Monday 7 May 2012: Parental Posturing
The Canada Geese on the Figgy have two new arrivals, so when the Swans started getting a little too close dad gave them what for. Then promptly realised they were a lot bigger than him. And there were two of them. Full credit for effort though.
My year UK bird photo list today hit 97 different species as I got a Red-Breasted Merganser and House Martin today (yesterday I'd added a Tree Sparrow, only the second I'd ever seen, but it appears they frequent my mum's garden, and on Saturday Sandwich Terns). The Figgy was actually swarming with Swallows, Sand Martins and the now-arrived House Martins. Wonderful sight.
Tonight, watching Foxes Live (with the cat intent) a fox headed through the garden right on cue, not long before they showed a fox being killed because it happened to visit a garden where a guy kept exotic birds. Yip. A perfectly healthy fox was shot for doing something natural, to protect some wholly unnaturally caged birds (not that it was eating them ind, but 'worrying' them). We've got things really screwed up in our heads us humans. We've got the chooks, it means the foxes come all the time - it's our responsibility to make sure the birds are safe in a way that doesn't deprive another animal of the life it is perfectly entitled to.
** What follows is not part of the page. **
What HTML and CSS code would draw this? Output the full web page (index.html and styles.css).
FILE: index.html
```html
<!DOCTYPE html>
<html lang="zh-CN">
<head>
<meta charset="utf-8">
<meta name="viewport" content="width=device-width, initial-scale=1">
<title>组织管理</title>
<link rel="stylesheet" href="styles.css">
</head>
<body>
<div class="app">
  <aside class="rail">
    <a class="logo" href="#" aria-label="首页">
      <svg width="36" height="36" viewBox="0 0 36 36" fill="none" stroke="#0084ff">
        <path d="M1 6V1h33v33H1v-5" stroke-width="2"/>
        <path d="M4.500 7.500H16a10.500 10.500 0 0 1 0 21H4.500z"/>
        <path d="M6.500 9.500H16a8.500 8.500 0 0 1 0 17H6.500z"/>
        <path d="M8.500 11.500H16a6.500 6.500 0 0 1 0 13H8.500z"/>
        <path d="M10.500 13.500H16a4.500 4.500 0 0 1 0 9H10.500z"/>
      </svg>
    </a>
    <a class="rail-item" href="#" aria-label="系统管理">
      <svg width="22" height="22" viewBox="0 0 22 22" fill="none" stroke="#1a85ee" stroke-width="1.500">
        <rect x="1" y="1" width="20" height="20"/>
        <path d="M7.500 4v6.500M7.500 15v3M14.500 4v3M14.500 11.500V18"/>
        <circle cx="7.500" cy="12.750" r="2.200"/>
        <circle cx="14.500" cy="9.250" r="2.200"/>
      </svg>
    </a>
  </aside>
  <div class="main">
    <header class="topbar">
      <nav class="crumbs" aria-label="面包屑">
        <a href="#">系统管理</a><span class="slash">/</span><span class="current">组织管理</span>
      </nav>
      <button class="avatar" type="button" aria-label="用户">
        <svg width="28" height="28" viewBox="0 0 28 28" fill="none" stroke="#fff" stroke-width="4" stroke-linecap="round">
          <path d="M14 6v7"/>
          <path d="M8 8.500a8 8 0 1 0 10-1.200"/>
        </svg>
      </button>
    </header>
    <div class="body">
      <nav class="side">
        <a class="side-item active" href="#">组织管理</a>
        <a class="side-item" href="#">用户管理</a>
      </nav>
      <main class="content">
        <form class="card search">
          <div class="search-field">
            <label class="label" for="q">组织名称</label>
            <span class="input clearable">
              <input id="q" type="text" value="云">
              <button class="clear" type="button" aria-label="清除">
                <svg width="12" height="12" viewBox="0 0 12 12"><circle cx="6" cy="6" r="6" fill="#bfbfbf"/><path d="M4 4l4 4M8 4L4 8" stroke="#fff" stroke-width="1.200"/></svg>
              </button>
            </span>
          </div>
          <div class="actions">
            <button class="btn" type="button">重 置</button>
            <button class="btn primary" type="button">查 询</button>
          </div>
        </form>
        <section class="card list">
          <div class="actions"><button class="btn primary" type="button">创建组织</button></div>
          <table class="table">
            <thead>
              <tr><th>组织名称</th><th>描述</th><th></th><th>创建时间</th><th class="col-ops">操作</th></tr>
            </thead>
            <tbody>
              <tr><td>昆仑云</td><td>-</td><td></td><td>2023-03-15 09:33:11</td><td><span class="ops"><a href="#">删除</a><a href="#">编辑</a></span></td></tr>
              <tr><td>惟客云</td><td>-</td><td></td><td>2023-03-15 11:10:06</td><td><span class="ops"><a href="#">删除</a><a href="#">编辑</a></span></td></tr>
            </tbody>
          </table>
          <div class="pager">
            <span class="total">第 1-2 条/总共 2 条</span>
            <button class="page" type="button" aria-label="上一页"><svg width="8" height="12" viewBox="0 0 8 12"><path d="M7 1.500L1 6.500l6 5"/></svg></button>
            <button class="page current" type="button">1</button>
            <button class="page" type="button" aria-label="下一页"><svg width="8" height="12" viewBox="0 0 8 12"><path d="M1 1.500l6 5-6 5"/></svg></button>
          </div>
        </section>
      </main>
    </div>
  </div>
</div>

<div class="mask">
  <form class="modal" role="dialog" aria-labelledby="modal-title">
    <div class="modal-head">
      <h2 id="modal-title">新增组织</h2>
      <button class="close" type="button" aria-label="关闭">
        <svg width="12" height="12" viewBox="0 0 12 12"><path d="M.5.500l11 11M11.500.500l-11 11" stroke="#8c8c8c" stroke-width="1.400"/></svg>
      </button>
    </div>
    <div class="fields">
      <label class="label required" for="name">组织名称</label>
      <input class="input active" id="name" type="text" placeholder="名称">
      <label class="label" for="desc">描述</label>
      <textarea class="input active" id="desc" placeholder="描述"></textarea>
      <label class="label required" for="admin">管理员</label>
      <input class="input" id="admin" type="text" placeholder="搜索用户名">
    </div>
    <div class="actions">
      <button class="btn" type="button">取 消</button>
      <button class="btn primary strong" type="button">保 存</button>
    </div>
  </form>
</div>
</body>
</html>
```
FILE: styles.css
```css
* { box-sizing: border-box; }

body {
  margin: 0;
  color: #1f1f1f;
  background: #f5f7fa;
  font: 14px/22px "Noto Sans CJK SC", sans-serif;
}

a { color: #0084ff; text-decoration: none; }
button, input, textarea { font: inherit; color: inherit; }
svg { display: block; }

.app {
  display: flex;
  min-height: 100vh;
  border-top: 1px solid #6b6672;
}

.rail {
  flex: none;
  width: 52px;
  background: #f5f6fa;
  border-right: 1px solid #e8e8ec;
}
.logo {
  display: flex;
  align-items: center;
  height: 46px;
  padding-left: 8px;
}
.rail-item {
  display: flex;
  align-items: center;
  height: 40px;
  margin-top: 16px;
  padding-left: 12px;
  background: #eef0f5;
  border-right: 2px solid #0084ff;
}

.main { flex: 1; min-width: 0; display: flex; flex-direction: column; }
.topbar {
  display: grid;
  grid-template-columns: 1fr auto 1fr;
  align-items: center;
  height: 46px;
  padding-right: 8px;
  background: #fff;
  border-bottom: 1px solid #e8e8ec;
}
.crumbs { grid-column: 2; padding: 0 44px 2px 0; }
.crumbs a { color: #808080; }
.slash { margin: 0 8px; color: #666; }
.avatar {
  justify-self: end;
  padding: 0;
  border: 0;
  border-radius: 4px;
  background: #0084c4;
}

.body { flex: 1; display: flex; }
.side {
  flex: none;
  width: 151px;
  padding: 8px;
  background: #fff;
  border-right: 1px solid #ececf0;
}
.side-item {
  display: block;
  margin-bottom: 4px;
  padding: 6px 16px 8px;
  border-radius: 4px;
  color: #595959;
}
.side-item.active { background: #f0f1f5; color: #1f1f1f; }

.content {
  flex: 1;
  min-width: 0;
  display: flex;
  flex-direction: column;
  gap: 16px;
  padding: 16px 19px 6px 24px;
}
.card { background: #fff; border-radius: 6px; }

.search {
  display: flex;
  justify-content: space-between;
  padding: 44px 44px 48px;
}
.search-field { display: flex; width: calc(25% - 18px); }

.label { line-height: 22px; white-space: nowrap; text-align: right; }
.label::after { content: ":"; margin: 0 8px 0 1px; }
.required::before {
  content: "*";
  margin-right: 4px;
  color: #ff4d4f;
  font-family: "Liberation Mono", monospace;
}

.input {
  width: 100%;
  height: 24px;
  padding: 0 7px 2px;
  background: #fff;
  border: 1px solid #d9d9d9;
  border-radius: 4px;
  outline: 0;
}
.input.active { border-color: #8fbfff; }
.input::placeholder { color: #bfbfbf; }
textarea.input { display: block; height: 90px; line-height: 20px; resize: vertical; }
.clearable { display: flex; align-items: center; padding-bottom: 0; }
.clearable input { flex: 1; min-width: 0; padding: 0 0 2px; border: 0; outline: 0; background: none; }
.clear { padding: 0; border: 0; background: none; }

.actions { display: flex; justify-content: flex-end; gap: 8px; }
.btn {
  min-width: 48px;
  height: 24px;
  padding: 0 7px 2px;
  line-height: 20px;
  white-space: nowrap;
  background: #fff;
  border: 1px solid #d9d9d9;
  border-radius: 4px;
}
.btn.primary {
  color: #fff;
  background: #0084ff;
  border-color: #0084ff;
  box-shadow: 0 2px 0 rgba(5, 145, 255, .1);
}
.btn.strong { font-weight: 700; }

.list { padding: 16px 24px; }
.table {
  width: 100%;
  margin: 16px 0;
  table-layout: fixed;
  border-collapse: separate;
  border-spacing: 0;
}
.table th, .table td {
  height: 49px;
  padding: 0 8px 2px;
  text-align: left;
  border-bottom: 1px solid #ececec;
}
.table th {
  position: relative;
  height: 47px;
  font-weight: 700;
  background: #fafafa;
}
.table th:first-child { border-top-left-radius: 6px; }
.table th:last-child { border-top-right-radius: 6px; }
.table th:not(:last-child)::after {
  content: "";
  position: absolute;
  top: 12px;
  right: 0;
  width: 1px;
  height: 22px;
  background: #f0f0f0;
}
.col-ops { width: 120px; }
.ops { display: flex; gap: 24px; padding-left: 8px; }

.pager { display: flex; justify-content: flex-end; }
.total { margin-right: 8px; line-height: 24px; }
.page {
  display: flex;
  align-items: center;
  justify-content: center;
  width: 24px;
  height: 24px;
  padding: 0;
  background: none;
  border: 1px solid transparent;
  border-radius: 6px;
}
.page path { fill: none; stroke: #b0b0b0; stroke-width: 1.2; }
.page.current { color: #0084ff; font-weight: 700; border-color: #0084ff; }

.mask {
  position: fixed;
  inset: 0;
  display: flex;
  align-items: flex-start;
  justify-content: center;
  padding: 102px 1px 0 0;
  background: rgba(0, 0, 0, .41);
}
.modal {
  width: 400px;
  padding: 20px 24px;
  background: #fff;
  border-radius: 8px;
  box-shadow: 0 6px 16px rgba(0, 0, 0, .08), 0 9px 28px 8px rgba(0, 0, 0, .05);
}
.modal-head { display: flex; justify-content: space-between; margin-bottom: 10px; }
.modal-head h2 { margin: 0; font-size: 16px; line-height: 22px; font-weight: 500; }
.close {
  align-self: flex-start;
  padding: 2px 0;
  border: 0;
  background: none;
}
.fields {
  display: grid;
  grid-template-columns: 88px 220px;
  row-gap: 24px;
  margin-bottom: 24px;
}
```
Then again there was the mummy determined to drive away the foxes for the safety of her kids, rather than realising how little threat they actually pose (c'mon, given how many urban foxes there are, if they were dangerous then we'd be hearing about it all the time (as well as my usual point in these things that 3,000 people die in motor vehicle incidents a year and we somehow manage to shrug that off as one of those things)); instead she preferred to instil a fear of the natural world in her kids. Way to go.
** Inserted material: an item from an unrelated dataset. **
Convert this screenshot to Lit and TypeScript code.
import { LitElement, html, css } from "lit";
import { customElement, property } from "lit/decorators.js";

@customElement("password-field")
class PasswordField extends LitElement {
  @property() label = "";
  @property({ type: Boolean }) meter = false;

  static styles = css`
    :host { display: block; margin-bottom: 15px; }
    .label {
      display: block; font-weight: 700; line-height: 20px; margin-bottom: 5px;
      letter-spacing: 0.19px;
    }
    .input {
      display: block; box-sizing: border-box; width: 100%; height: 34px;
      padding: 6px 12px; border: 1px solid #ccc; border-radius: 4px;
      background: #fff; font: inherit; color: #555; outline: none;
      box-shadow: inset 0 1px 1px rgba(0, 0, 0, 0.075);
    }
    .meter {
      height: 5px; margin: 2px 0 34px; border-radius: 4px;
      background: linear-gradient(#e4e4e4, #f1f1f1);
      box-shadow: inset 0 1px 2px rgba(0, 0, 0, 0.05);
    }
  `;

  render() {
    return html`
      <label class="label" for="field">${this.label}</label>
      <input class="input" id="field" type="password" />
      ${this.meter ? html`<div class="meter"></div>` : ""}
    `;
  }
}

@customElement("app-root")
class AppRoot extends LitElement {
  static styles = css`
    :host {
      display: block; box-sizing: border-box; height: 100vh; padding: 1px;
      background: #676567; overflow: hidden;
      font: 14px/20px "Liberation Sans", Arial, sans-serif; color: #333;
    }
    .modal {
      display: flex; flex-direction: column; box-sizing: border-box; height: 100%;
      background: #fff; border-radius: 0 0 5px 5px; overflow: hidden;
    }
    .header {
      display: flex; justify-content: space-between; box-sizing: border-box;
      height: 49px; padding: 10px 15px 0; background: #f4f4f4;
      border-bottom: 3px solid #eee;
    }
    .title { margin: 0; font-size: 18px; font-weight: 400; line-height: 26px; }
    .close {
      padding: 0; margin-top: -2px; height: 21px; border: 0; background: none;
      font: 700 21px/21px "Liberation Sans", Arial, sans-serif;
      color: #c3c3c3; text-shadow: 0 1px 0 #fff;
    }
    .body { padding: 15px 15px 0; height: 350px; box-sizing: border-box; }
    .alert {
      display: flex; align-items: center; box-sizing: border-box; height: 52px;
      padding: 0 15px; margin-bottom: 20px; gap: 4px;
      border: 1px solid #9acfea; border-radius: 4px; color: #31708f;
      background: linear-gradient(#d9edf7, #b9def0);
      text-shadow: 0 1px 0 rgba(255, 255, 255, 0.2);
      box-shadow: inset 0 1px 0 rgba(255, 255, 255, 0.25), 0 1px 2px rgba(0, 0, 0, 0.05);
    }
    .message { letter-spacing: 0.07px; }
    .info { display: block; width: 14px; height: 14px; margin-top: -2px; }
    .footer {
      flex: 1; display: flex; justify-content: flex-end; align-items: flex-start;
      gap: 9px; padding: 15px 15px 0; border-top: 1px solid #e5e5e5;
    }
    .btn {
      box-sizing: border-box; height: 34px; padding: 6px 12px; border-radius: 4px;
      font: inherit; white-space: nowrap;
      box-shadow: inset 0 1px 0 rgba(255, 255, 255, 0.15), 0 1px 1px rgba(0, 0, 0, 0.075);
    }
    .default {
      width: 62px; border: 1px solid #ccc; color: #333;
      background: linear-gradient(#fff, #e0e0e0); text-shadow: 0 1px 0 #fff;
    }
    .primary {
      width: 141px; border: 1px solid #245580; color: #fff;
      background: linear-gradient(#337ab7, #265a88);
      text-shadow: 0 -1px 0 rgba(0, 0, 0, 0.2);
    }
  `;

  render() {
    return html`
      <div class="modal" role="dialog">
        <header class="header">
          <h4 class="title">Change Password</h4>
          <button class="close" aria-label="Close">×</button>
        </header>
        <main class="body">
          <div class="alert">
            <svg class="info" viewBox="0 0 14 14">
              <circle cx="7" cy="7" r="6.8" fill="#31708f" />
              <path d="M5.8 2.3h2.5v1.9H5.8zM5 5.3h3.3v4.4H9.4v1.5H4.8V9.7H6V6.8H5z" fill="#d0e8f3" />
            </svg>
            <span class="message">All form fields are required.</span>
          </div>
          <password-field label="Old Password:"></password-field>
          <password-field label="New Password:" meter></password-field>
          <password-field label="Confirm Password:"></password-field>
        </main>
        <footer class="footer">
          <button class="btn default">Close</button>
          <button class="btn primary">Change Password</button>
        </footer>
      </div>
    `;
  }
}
Speaking of natural world, Foxes Live, presented by a vet and with a number of other vets appearing as experts, is in pretty stark contrast to the latest BBC extravaganza, showing wildlife around the world with... Richard Hammond leading the way. Richard Hammond. That well-known wildlife enthusiast and environmentalist... The BBC can do these things well, like the Borneo programme with all the scientist and wildlife camera folk showing boundless enthusiasm married to incredible knowledge of their subject. But like David Tennant (who I otherwise like) voiceovering the Birds in Flight show, rent-a-face cue-card reading just feels detached, and I wind up losing interest and switching off. Is it too much to ask for someone who just knows the subject to be put in front of the camera? It's not as if we're lacking wildlife bods in this country...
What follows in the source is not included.